A few days after my interview with the president I was able to visit alone with his son-in-law and close adviser, Jared Kushner. He was surprised when I told him that the president had allowed me to read the letters from Chairman Kim. After I quoted from
them, he overcame his initial skepticism and actually seemed pleased to be able to talk to someone about them.
“It’s a father thing,” Jared observed. “You can see from these letters that Kim wants to be friends with Trump, but his father told him never to give up the weapons. That’s his only security. Trump is like a new father figure. So, it is not an easy transition.”23
THE SAIGON SUMMIT
The second Trump-Kim summit was set for March 2019 in Saigon, Vietnam. After my luncheon with the president I strongly suspected that at some point in the future, Trump and Kim were wanting to shock the world again. But it would not be in Saigon.

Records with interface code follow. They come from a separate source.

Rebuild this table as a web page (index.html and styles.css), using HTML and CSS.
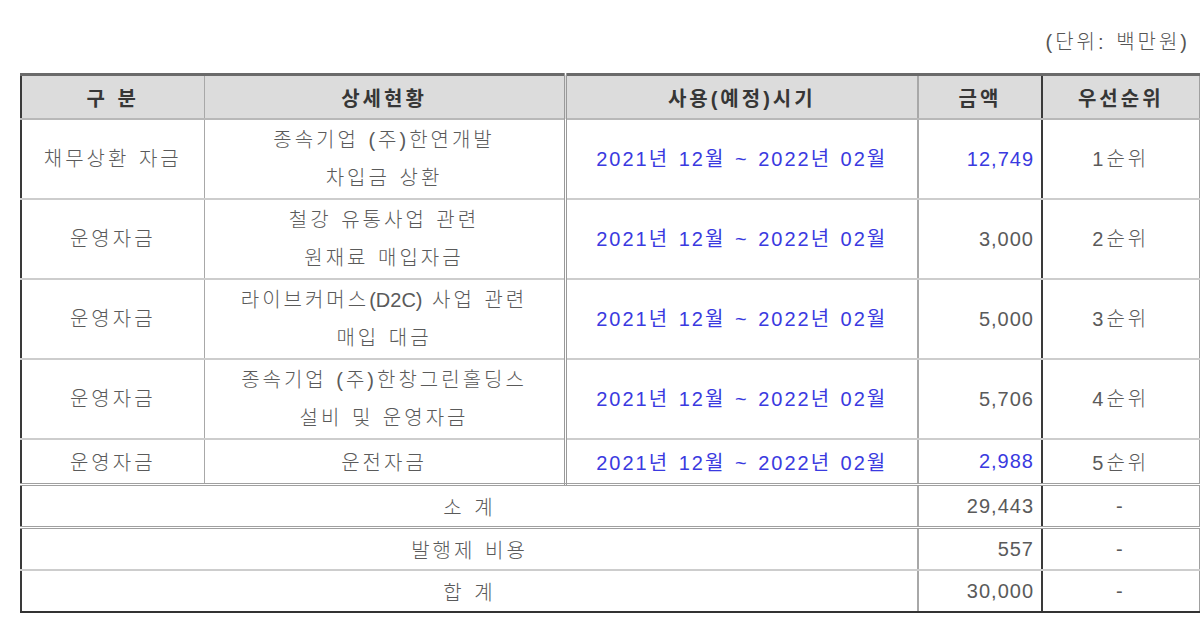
FILE: index.html
```html
<!DOCTYPE html>
<html lang="ko">
<head>
<meta charset="utf-8">
<link rel="stylesheet" href="styles.css">
</head>
<body>
<div class="page">
  <div class="unit">(단위: 백만원)</div>
  <table class="fund">
    <colgroup>
      <col class="c1"><col class="c2"><col class="c3"><col class="c4"><col class="c5">
    </colgroup>
    <thead>
      <tr class="head">
        <th class="b1">구 분</th>
        <th class="b2">상세현황</th>
        <th class="b3">사용(예정)시기</th>
        <th class="b4">금액</th>
        <th class="b5">우선순위</th>
      </tr>
    </thead>
    <tbody>
      <tr class="tall">
        <td class="b1">채무상환 자금</td>
        <td class="b2">종속기업 (주)한연개발<br>차입금 상환</td>
        <td class="b3 date">2021년 12월 ~ 2022년 02월</td>
        <td class="b4 num blue">12,749</td>
        <td class="b5">1순위</td>
      </tr>
      <tr class="tall">
        <td class="b1">운영자금</td>
        <td class="b2">철강 유통사업 관련<br>원재료 매입자금</td>
        <td class="b3 date">2021년 12월 ~ 2022년 02월</td>
        <td class="b4 num">3,000</td>
        <td class="b5">2순위</td>
      </tr>
      <tr class="tall">
        <td class="b1">운영자금</td>
        <td class="b2">라이브커머스<span class="latin">(D2C)</span> 사업 관련<br>매입 대금</td>
        <td class="b3 date">2021년 12월 ~ 2022년 02월</td>
        <td class="b4 num">5,000</td>
        <td class="b5">3순위</td>
      </tr>
      <tr class="tall">
        <td class="b1">운영자금</td>
        <td class="b2">종속기업 (주)한창그린홀딩스<br>설비 및 운영자금</td>
        <td class="b3 date">2021년 12월 ~ 2022년 02월</td>
        <td class="b4 num">5,706</td>
        <td class="b5">4순위</td>
      </tr>
      <tr class="short last">
        <td class="b1">운영자금</td>
        <td class="b2">운전자금</td>
        <td class="b3 date">2021년 12월 ~ 2022년 02월</td>
        <td class="b4 num blue">2,988</td>
        <td class="b5">5순위</td>
      </tr>
      <tr class="sum sub">
        <td class="b3" colspan="3">소 계</td>
        <td class="b4 num">29,443</td>
        <td class="b5">-</td>
      </tr>
      <tr class="sum fee">
        <td class="b3" colspan="3">발행제 비용</td>
        <td class="b4 num">557</td>
        <td class="b5">-</td>
      </tr>
      <tr class="sum total">
        <td class="b3" colspan="3">합 계</td>
        <td class="b4 num">30,000</td>
        <td class="b5">-</td>
      </tr>
    </tbody>
  </table>
</div>
</body>
</html>
```

FILE: styles.css
```css
html, body {
  margin: 0;
  padding: 0;
  background: #ffffff;
  overflow: hidden;
}

body {
  width: 1200px;
  height: 630px;
  font-family: "Liberation Sans", "Noto Sans CJK KR", sans-serif;
  font-size: 20px;
  font-weight: 300;
  color: #5a5a5a;
  letter-spacing: 3px;
  word-spacing: 1px;
}

.page {
  padding-left: 20px;
  width: 1180px;
}

.unit {
  height: 73px;
  box-sizing: border-box;
  padding-top: 30px;
  padding-right: 10px;
  line-height: 24px;
  text-align: right;
  color: #555555;
}

.fund {
  border-collapse: collapse;
  table-layout: fixed;
  width: 1178px;
}

.c1 { width: 183px; }
.c2 { width: 361px; }
.c3 { width: 353px; }
.c4 { width: 124px; }
.c5 { width: 157px; }

.fund th,
.fund td {
  padding: 0;
  text-align: center;
  vertical-align: middle;
  border-bottom: 2px solid #cdcdcd;
}

.fund .b1 { border-left: 2px solid #3a3a3a; border-right: 1px solid #a8a8a8; }
.fund .b2 { border-right: 3px double #9a9a9a; }
.fund .b3 { border-right: 2px solid #a8a8a8; }
.fund .b4 { border-right: 2px solid #3a3a3a; }
.fund .b5 { border-right: 1px solid #a0a0a0; }
.fund .sum .b3 { border-left: 2px solid #3a3a3a; }

.head th {
  height: 42px;
  background: #dcdcdc;
  border-top: 3px solid #6a6a6a;
  border-bottom: 2px solid #b8b8b8;
  color: #363636;
  font-weight: 700;
}

.tall td {
  height: 78px;
  line-height: 38px;
}

.short td {
  height: 43px;
}

.last td {
  border-bottom: 3px double #a0a0a0;
}

.sum td {
  height: 40px;
}

.sub td {
  border-bottom: 3px double #a0a0a0;
}

.total td {
  border-bottom: 2px solid #333333;
}

.latin {
  letter-spacing: 0;
}

.date {
  color: #3a3ae0;
  font-weight: 400;
  letter-spacing: 2px;
  word-spacing: 2px;
}

.num {
  text-align: right !important;
  padding-right: 7px !important;
  letter-spacing: 1px;
}

.blue {
  color: #3a3ae0;
}
```
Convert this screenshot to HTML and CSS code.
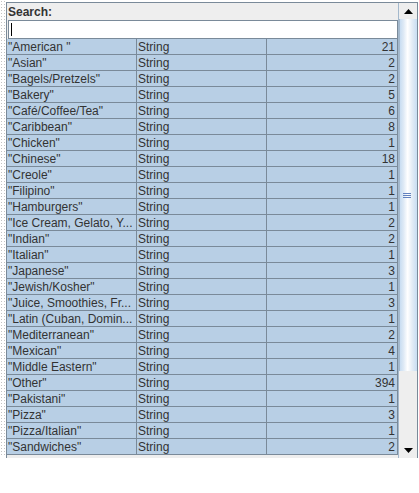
FILE: index.html
```html
<!DOCTYPE html>
<html>
<head>
<meta charset="utf-8">
<link rel="stylesheet" href="styles.css">
</head>
<body>
<div class="wrap">
  <div class="dots"></div>
  <div class="panel">
    <div class="main">
      <div class="label">Search:</div>
      <div class="field"><span class="caret"></span></div>
      <div class="table">
        <div class="row"><div class="c">"American "</div><div class="c">String</div><div class="c n">21</div></div>
        <div class="row"><div class="c">"Asian"</div><div class="c">String</div><div class="c n">2</div></div>
        <div class="row"><div class="c">"Bagels/Pretzels"</div><div class="c">String</div><div class="c n">2</div></div>
        <div class="row"><div class="c">"Bakery"</div><div class="c">String</div><div class="c n">5</div></div>
        <div class="row"><div class="c">"Café/Coffee/Tea"</div><div class="c">String</div><div class="c n">6</div></div>
        <div class="row"><div class="c">"Caribbean"</div><div class="c">String</div><div class="c n">8</div></div>
        <div class="row"><div class="c">"Chicken"</div><div class="c">String</div><div class="c n">1</div></div>
        <div class="row"><div class="c">"Chinese"</div><div class="c">String</div><div class="c n">18</div></div>
        <div class="row"><div class="c">"Creole"</div><div class="c">String</div><div class="c n">1</div></div>
        <div class="row"><div class="c">"Filipino"</div><div class="c">String</div><div class="c n">1</div></div>
        <div class="row"><div class="c">"Hamburgers"</div><div class="c">String</div><div class="c n">1</div></div>
        <div class="row"><div class="c">"Ice Cream, Gelato, Y...</div><div class="c">String</div><div class="c n">2</div></div>
        <div class="row"><div class="c">"Indian"</div><div class="c">String</div><div class="c n">2</div></div>
        <div class="row"><div class="c">"Italian"</div><div class="c">String</div><div class="c n">1</div></div>
        <div class="row"><div class="c">"Japanese"</div><div class="c">String</div><div class="c n">3</div></div>
        <div class="row"><div class="c">"Jewish/Kosher"</div><div class="c">String</div><div class="c n">1</div></div>
        <div class="row"><div class="c">"Juice, Smoothies, Fr...</div><div class="c">String</div><div class="c n">3</div></div>
        <div class="row"><div class="c">"Latin (Cuban, Domin...</div><div class="c">String</div><div class="c n">1</div></div>
        <div class="row"><div class="c">"Mediterranean"</div><div class="c">String</div><div class="c n">2</div></div>
        <div class="row"><div class="c">"Mexican"</div><div class="c">String</div><div class="c n">4</div></div>
        <div class="row"><div class="c">"Middle Eastern"</div><div class="c">String</div><div class="c n">1</div></div>
        <div class="row"><div class="c">"Other"</div><div class="c">String</div><div class="c n">394</div></div>
        <div class="row"><div class="c">"Pakistani"</div><div class="c">String</div><div class="c n">1</div></div>
        <div class="row"><div class="c">"Pizza"</div><div class="c">String</div><div class="c n">3</div></div>
        <div class="row"><div class="c">"Pizza/Italian"</div><div class="c">String</div><div class="c n">1</div></div>
        <div class="row"><div class="c">"Sandwiches"</div><div class="c">String</div><div class="c n">2</div></div>
      </div>
    </div>
    <div class="scrollbar">
      <div class="btn"><svg width="9" height="5" viewBox="0 0 9 5"><path d="M0 5 L4.5 0 L9 5 Z" fill="#000"/></svg></div>
      <div class="track">
        <div class="thumb">
          <svg class="grip" width="8" height="5" viewBox="0 0 8 5"><path d="M0 0.5H8M0 2.5H8M0 4.5H8" stroke="#6382bf" stroke-width="1"/></svg>
        </div>
      </div>
      <div class="btn"><svg width="9" height="5" viewBox="0 0 9 5"><path d="M0 0 L4.5 5 L9 0 Z" fill="#000"/></svg></div>
    </div>
  </div>
</div>
</body>
</html>
```

FILE: styles.css
```css
html, body {
  margin: 0;
  padding: 0;
  background: #ffffff;
}
body {
  font-family: "Liberation Sans", Arial, sans-serif;
  font-size: 12px;
  color: #333333;
}
.wrap {
  display: flex;
  padding-top: 2px;
}
.dots {
  width: 6px;
  height: 457px;
  margin-top: -2px;
  background-image: radial-gradient(circle, #c4c4c4 0.7px, transparent 0.9px);
  background-size: 3px 3px;
  background-position: 0 0;
}
.panel {
  display: flex;
  width: 412px;
  border-top: 1px solid #7a8a99;
  border-left: 1px solid #7a8a99;
  border-right: 1px solid #7a8a99;
  background: #eeeeee;
  box-sizing: border-box;
}
.main {
  width: 391px;
  display: flex;
  flex-direction: column;
}
.label {
  height: 17px;
  line-height: 16px;
  padding-top: 1px;
  box-sizing: border-box;
  font-weight: bold;
  padding-left: 1px;
  color: #333;
}
.field {
  height: 19px;
  margin-left: 1px;
  background: #ffffff;
  border: 1px solid #7a8a99;
  box-sizing: border-box;
  position: relative;
}
.caret {
  position: absolute;
  left: 2px;
  top: 2px;
  width: 1px;
  height: 13px;
  background: #000;
}
.table {
  display: flex;
  flex-direction: column;
}
.row {
  display: grid;
  grid-template-columns: 130px 130px 131px;
  height: 16px;
}
.c {
  background: #b8cfe5;
  border-right: 1px solid #7a8a99;
  border-bottom: 1px solid #7a8a99;
  box-sizing: border-box;
  line-height: 16px;
  padding-left: 1px;
  white-space: nowrap;
  overflow: hidden;
  color: #333333;
}
.n {
  text-align: right;
  padding-right: 2px;
}
.scrollbar {
  width: 19px;
  display: flex;
  flex-direction: column;
  border-left: 1px solid #a3b8cc;
  box-sizing: border-box;
  height: 455px;
}
.btn {
  height: 16px;
  display: flex;
  align-items: center;
  justify-content: center;
  background: #eeeeee;
}
.track {
  flex: 1;
  display: flex;
  flex-direction: column;
  background: #eeeeee;
}
.thumb {
  height: 352px;
  border-left: 1px solid #a3b8cc;
  background: linear-gradient(to right, #c8ddf2 0%, #dde9f5 20%, #ffffff 45%, #e4edf6 70%, #c8ddf2 100%);
  display: flex;
  align-items: center;
  padding-left: 3px;
  box-sizing: border-box;
}
```
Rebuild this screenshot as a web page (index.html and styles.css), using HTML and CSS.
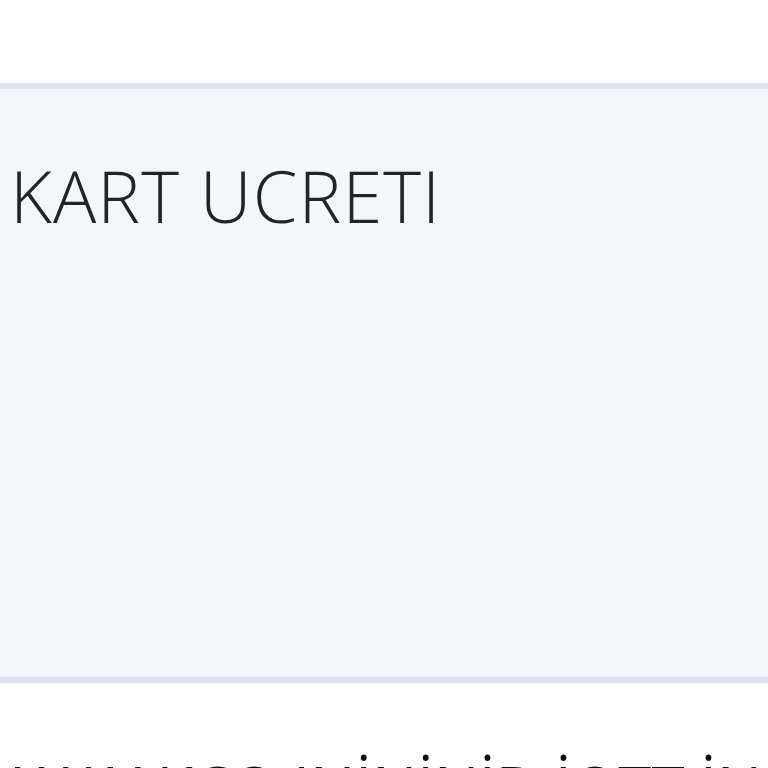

Trump’s opponents, the American media and their Democratic Party allies, would prove to be every bit as formidable as the Communist dictator. In an extraordinary moment in American history, the national media and the Democratic Party offered the world’s television audiences a split screen. In one corner would be the picture of an American president, trying to negotiate with a man who had threated to level American cities with nuclear bombs. On the other screen would be a witness testifying before a congressional hearing called by the Democrats. Michael Cohen, the president’s estranged former lawyer, ironically convicted of lying to Congress, would be telling the world that Trump was “a con man and a cheat.” And the American media would make his accusations a coequal story with a summit held by the heads of state of two nations.
For some, the message that the media and their partners in the Democratic Party was sending to Saigon, Vietnam, was deeply troubling. Trump called it almost treasonous.24 Chairman Kim should not give up, the message seemed to say. America was a divided nation. If Donald Trump wanted to find peace for the world, he would first have to find more of it at home. The American media seemed to be more committed to hurting Donald Trump than protecting their own children and the world from a nuclear war.